The next job on the boiler should be making the fittings and burner but on Monday we take our model steam railway to the Netherlands for a model exhibition so it will be a couple of weeks plus before any more construction can be done.  So nothing complicated was done in the workshop today the boiler was painted with VHT paint, lagged and fitted to a temporary base.  Tomorrow we try and remember what we have forgotten for the holiday!





















With a 6 inch ruler to show size





Regards Tony.


----------



## Diversion900 (Sep 25, 2012)

Boiler looks great Tony.
I would never have thought of lighting a tube burner that way though, I have now learnt a new trick    Thanks Tony


Cheers, Neil


----------



## gus (Sep 25, 2012)

Please enlighten Gus.What is VHT paint and where I buy them??


----------



## Cogsy (Sep 25, 2012)

gus said:


> Please enlighten Gus.What is VHT paint and where I buy them??


 
Here in Australia, VHT paint is Very High Temperature and is made to paint automotive engines.
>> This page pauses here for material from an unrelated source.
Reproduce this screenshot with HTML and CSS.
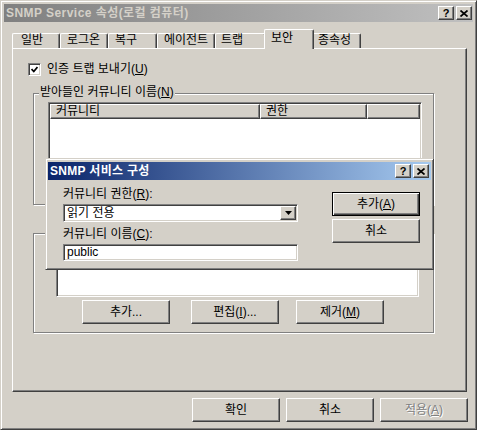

It actually requires high temperatures to fully cure. It can be bought from any auto parts store. I'm guessing that's what he's referring to as it's on a boiler.


----------



## Tony Bird (Oct 8, 2012)

Hi,

Sorry for the late reply we have been away.
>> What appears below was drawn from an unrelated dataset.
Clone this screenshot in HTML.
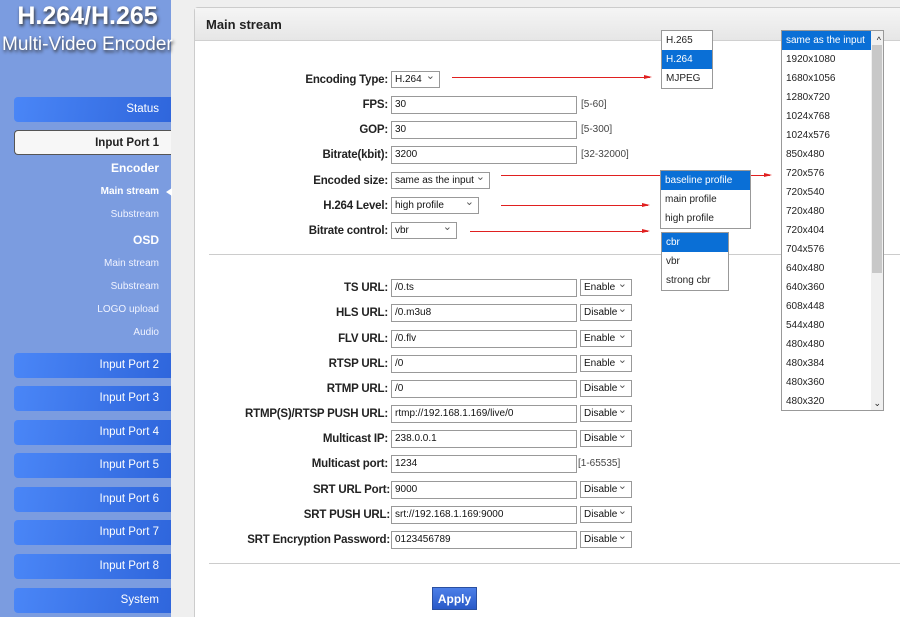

*Here in Australia, VHT paint is Very High Temperature and is made to paint automotive engines. It actually requires high temperatures to fully cure. It can be bought from any auto parts store. I'm guessing that's what he's referring to as it's on a boiler.		*
*				__________________
				Al.*

Yes same here in the UK and it is what I use.

Regards Tony.

* 


*


----------



## Tony Bird (Oct 9, 2012)

Hi,

Been away a bit in the Low Countries had a great time playing trains.  While away I did some sums to see how much extra heating area the six rods gave in the 15mm flues usable length giving 3605 sq mm of heating surface the rods added 516 sq mm about 14% extra.  Whether this will make much difference we will have to see.  While doing the sums I worked out that 10 rods could be fitted in the same length which would give a 24% extra heating surface.  Photographs show the 10 rod flue and it being tested whether it would light which it did.  In the next couple of days I will make some plugs for the bushes and see if there is an improvement in steam production.

Regards Tony.


----------



## Tony Bird (Oct 13, 2012)

Hi,






The above set up using the boiler with cross rods and a 10 hole burner will continuously power the 9mm (3/8") bore 18mm (3/4") double acting engine. So it would seem that the 6 cross rods fitted in the flue tube really do make a significant difference to the steam production of the boiler.  The next step is fitting rods into the flue of a a boiler for a small steam locomotive being built.  This model uses a commercial made chassis, it will be interesting to see if the boiler produces less, as much or more steam than the larger boiler it replaces.


Video.





Regards Tony


----------



## Tony Bird (Oct 14, 2012)

Hi,

Members of HMEM might be interested in how the poker part of the burner is made.  A piece of 1/4" K&S brass tube is use. 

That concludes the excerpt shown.